───── Raw data ─────

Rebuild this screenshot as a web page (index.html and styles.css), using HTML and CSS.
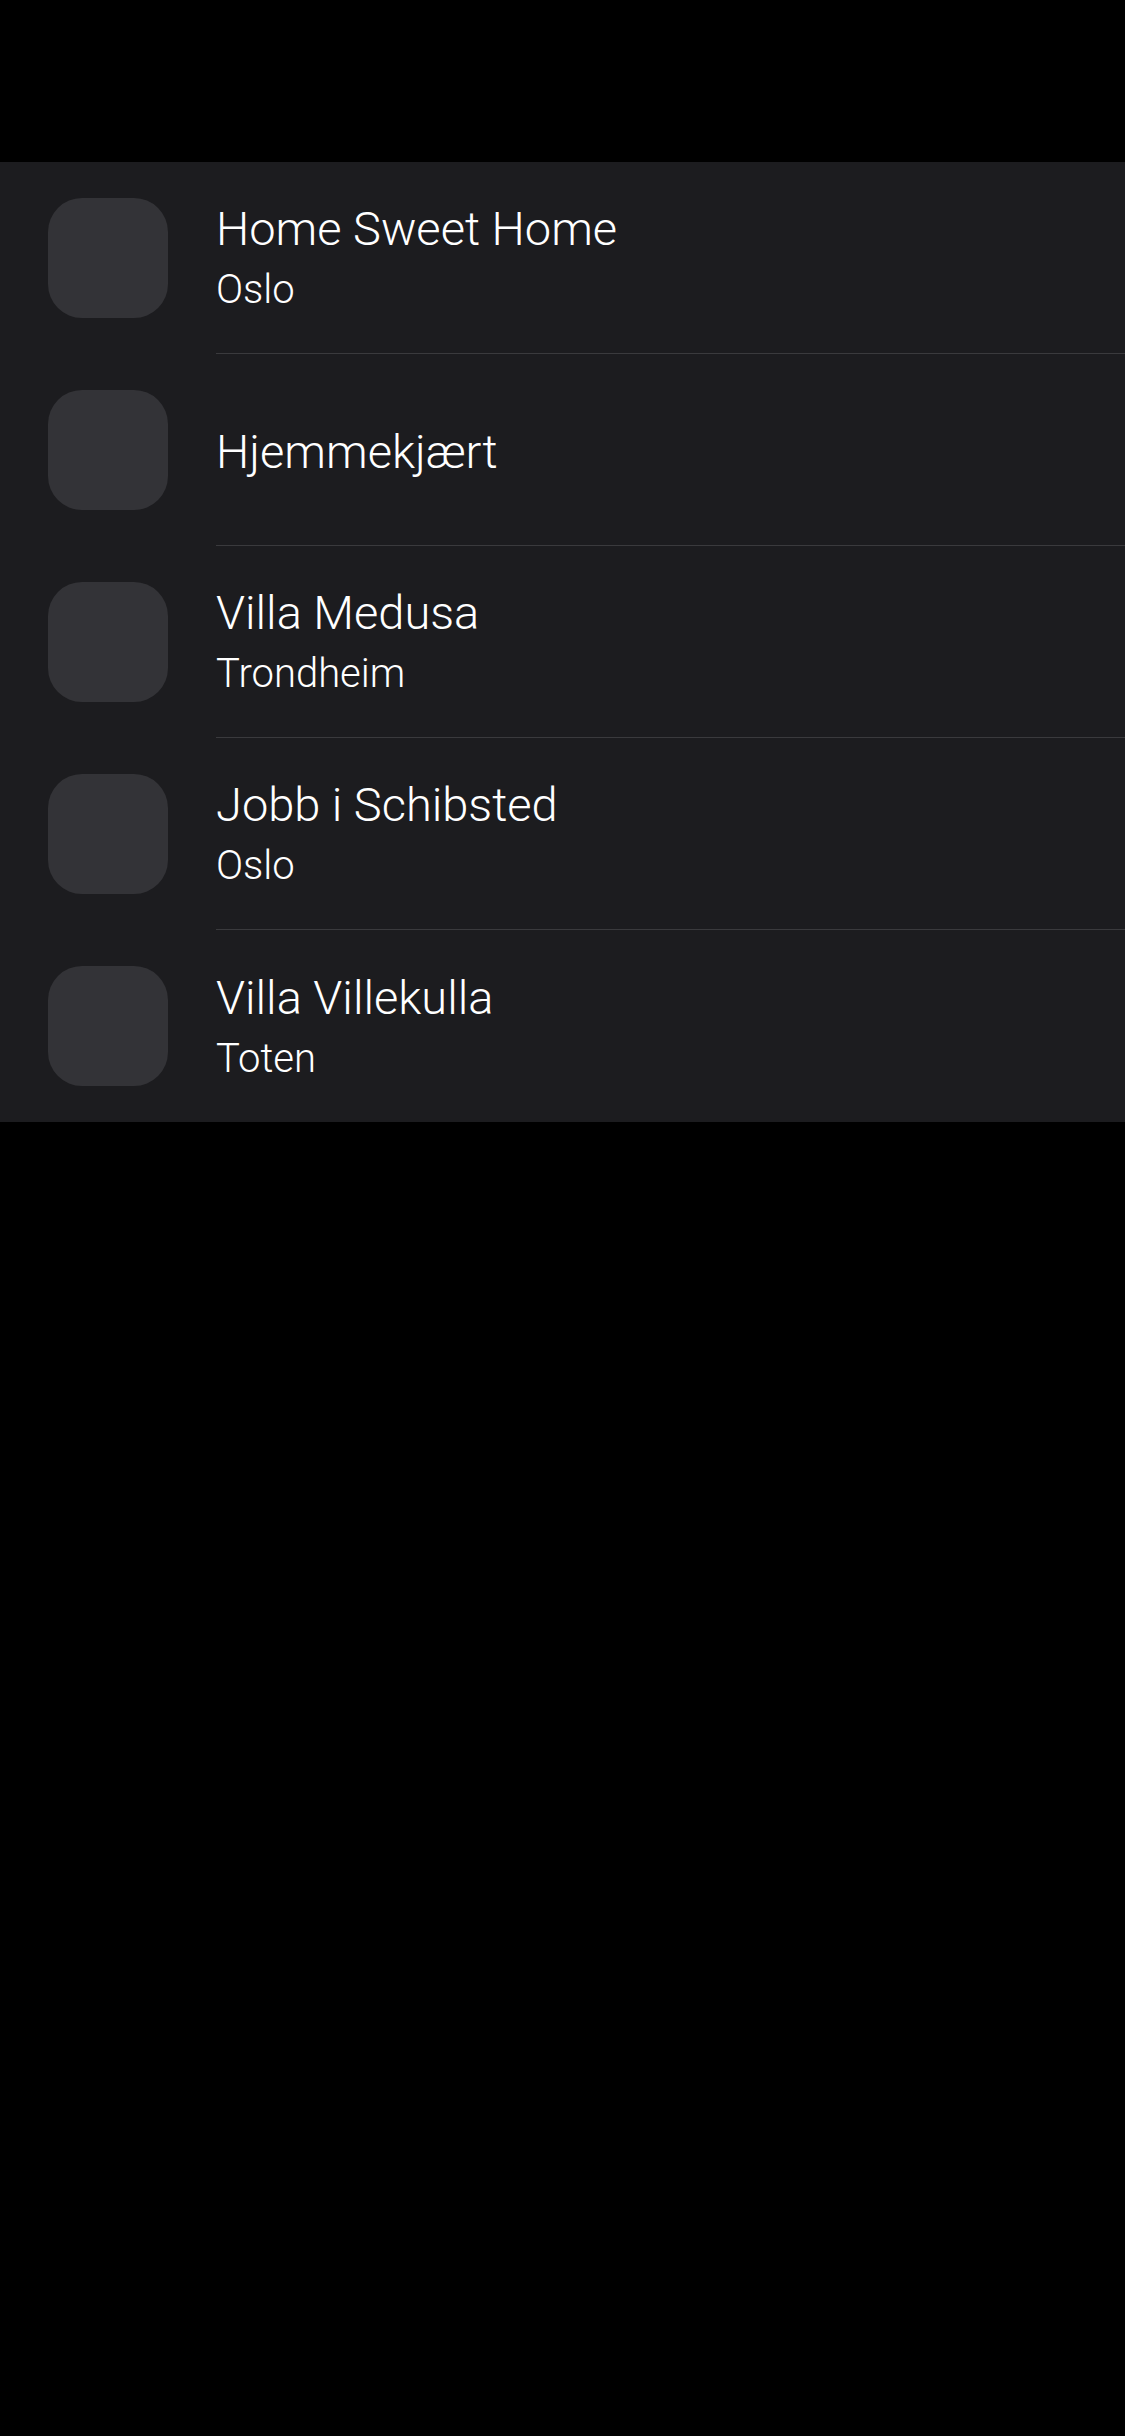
FILE: index.html
```html
<!DOCTYPE html>
<html>
<head>
<meta charset="utf-8">
<link rel="stylesheet" href="styles.css">
</head>
<body>
<div class="top"></div>
<ul class="list">
  <li class="row"><div class="thumb"></div><div class="text"><div class="title">Home Sweet Home</div><div class="sub">Oslo</div></div></li>
  <li class="row"><div class="thumb"></div><div class="text"><div class="title">Hjemmekjært</div></div></li>
  <li class="row"><div class="thumb"></div><div class="text"><div class="title">Villa Medusa</div><div class="sub">Trondheim</div></div></li>
  <li class="row"><div class="thumb"></div><div class="text"><div class="title">Jobb i Schibsted</div><div class="sub">Oslo</div></div></li>
  <li class="row"><div class="thumb"></div><div class="text"><div class="title">Villa Villekulla</div><div class="sub">Toten</div></div></li>
</ul>
</body>
</html>
```
FILE: styles.css
```css
html, body {
  margin: 0;
  padding: 0;
  background: #000;
}
body {
  width: 1125px;
  min-height: 2436px;
  font-family: Roboto, "Liberation Sans", sans-serif;
  color: #fff;
}
.top {
  height: 162px;
}
.list {
  list-style: none;
  margin: 0;
  padding: 0;
  background: #1c1c1f;
}
.row {
  display: flex;
  align-items: stretch;
  height: 192px;
}
.thumb {
  flex: 0 0 120px;
  height: 120px;
  margin: 36px 48px 0 48px;
  background: #333337;
  border-radius: 34px;
}
.text {
  flex: 1;
  display: flex;
  flex-direction: column;
  justify-content: center;
  padding-top: 3px;
  border-bottom: 1px solid #3a3a3d;
  box-sizing: border-box;
}
.row:last-child .text {
  border-bottom: none;
}
.title {
  font-size: 47px;
  font-weight: 300;
  line-height: 57px;
}
.sub {
  font-size: 40px;
  font-weight: 300;
  line-height: 57px;
  margin-top: 4px;
}
```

─────

§ **Short problem**
Omit the pictures, and quote the material above exactly as given.

§ **Solved exercise**
Rebuild this screenshot as a web page (index.html and styles.css), using HTML and CSS.
FILE: index.html
```html
<!DOCTYPE html>
<html>
<head>
<meta charset="utf-8">
<link rel="stylesheet" href="styles.css">
</head>
<body>
<div class="top"></div>
<ul class="list">
  <li class="row"><div class="thumb"></div><div class="text"><div class="title">Home Sweet Home</div><div class="sub">Oslo</div></div></li>
  <li class="row"><div class="thumb"></div><div class="text"><div class="title">Hjemmekjært</div></div></li>
  <li class="row"><div class="thumb"></div><div class="text"><div class="title">Villa Medusa</div><div class="sub">Trondheim</div></div></li>
  <li class="row"><div class="thumb"></div><div class="text"><div class="title">Jobb i Schibsted</div><div class="sub">Oslo</div></div></li>
  <li class="row"><div class="thumb"></div><div class="text"><div class="title">Villa Villekulla</div><div class="sub">Toten</div></div></li>
</ul>
</body>
</html>
```
FILE: styles.css
```css
html, body {
  margin: 0;
  padding: 0;
  background: #000;
}
body {
  width: 1125px;
  min-height: 2436px;
  font-family: Roboto, "Liberation Sans", sans-serif;
  color: #fff;
}
.top {
  height: 162px;
}
.list {
  list-style: none;
  margin: 0;
  padding: 0;
  background: #1c1c1f;
}
.row {
  display: flex;
  align-items: stretch;
  height: 192px;
}
.thumb {
  flex: 0 0 120px;
  height: 120px;
  margin: 36px 48px 0 48px;
  background: #333337;
  border-radius: 34px;
}
.text {
  flex: 1;
  display: flex;
  flex-direction: column;
  justify-content: center;
  padding-top: 3px;
  border-bottom: 1px solid #3a3a3d;
  box-sizing: border-box;
}
.row:last-child .text {
  border-bottom: none;
}
.title {
  font-size: 47px;
  font-weight: 300;
  line-height: 57px;
}
.sub {
  font-size: 40px;
  font-weight: 300;
  line-height: 57px;
  margin-top: 4px;
}
```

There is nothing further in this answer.